Railey took a steadying breath. “I have no way of knowing, regarding that, that she suspected at all, about anything.”
I knew I was crossing the line he had drawn. I started to press further, but he cut me off. “I’ve told you I would not talk about Lucy,” he said.
“Do you plan to divorce Peggy?”
“That is not a question I will answer.”
I observed that because of his stature in the community both the church, through the bishop, and the city, through the district attorney, had advised Railey to leave town to avoid being an embarrassment to them. “I guess you could interpret it like that,” he said. “They don’t really have to ask me to leave. I just feel like I got in a situation, and it’s time for me to go.”
“Would Lucy join you?”
“I don’t care to answer that.”
“You’re going to California?” I asked. Friends of his had said that was his plan.

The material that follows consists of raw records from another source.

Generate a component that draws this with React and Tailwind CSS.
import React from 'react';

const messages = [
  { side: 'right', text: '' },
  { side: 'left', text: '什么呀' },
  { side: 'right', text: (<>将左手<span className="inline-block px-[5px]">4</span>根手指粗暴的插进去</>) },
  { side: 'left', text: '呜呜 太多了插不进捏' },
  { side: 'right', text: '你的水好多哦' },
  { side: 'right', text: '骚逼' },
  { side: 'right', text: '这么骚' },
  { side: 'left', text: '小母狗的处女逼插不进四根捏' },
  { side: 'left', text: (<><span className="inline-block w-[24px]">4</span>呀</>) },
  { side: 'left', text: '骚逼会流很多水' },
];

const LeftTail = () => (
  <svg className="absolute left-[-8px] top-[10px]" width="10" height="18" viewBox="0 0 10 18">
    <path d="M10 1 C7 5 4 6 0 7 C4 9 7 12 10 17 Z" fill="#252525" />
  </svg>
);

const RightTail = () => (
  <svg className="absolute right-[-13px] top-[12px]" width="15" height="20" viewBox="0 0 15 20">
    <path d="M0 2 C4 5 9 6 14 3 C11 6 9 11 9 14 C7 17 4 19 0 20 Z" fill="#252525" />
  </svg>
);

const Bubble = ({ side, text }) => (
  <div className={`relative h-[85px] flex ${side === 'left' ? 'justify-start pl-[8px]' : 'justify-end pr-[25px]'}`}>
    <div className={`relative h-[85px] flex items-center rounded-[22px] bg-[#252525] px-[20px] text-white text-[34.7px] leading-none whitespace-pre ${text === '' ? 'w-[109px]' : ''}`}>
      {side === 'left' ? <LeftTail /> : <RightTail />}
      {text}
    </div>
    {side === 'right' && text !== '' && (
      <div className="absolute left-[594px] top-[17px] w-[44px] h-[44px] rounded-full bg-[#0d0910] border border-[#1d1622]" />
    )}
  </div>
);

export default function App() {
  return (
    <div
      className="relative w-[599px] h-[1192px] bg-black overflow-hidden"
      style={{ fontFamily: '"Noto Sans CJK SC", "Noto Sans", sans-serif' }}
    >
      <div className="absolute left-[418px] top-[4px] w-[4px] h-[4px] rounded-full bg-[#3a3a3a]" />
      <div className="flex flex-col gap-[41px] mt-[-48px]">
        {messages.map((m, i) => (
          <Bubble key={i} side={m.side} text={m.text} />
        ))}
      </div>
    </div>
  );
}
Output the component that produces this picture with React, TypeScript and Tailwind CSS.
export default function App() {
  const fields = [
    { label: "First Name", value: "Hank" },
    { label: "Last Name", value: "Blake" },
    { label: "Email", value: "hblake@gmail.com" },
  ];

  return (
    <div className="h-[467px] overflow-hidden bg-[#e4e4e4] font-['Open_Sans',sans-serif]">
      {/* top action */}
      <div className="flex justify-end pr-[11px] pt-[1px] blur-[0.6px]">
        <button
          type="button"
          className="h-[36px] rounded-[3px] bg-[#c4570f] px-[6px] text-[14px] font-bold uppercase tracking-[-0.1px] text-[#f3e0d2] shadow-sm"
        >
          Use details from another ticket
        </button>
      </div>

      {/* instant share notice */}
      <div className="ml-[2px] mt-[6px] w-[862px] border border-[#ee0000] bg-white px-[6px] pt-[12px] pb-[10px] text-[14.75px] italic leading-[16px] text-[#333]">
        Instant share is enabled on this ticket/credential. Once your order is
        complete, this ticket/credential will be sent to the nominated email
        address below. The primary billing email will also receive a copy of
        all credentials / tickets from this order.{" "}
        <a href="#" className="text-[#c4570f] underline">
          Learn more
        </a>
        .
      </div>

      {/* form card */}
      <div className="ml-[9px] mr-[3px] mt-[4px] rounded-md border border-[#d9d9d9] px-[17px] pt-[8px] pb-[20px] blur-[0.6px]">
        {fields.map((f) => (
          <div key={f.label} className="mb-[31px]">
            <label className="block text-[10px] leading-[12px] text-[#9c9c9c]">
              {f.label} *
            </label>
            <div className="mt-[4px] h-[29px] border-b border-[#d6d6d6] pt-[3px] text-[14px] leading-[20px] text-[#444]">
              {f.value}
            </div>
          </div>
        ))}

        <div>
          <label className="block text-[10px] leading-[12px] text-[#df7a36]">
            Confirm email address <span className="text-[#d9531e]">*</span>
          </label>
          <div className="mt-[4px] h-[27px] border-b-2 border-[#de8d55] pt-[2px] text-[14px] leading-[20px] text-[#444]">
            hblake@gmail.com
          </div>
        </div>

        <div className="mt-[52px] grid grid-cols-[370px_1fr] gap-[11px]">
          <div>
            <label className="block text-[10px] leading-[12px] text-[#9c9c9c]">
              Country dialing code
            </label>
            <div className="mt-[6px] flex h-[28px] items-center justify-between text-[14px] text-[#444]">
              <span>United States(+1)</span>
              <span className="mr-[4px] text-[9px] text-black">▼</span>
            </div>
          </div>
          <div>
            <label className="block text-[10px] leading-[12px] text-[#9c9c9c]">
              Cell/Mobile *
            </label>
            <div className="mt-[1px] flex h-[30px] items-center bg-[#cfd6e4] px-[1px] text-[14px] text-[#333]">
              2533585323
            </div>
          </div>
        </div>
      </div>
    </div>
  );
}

“No, not necessarily. I’m looking for a place to work, Larry.”
More than once, Railey asked me for information about my business, which was unsettling to me because I already felt a greater sense of identification with him than I cared to feel. Several times he had even urged me to “push harder,” to do a better job—the job he might have done on me if our roles had been reversed. We were the same age. In many ways the difference between writing and preaching was not so great; nor, really, was the difference between belief and disbelief—it was the intensity of the struggle that mattered. The lesson I had drawn from Walker Railey’s life so far was that good and evil are not so far apart either. They were both inside Walker Railey, warring for control—as they were in me as well. Whether or not Railey was guilty, he had caused me to look in myself and see the lurking dangers of my own personality.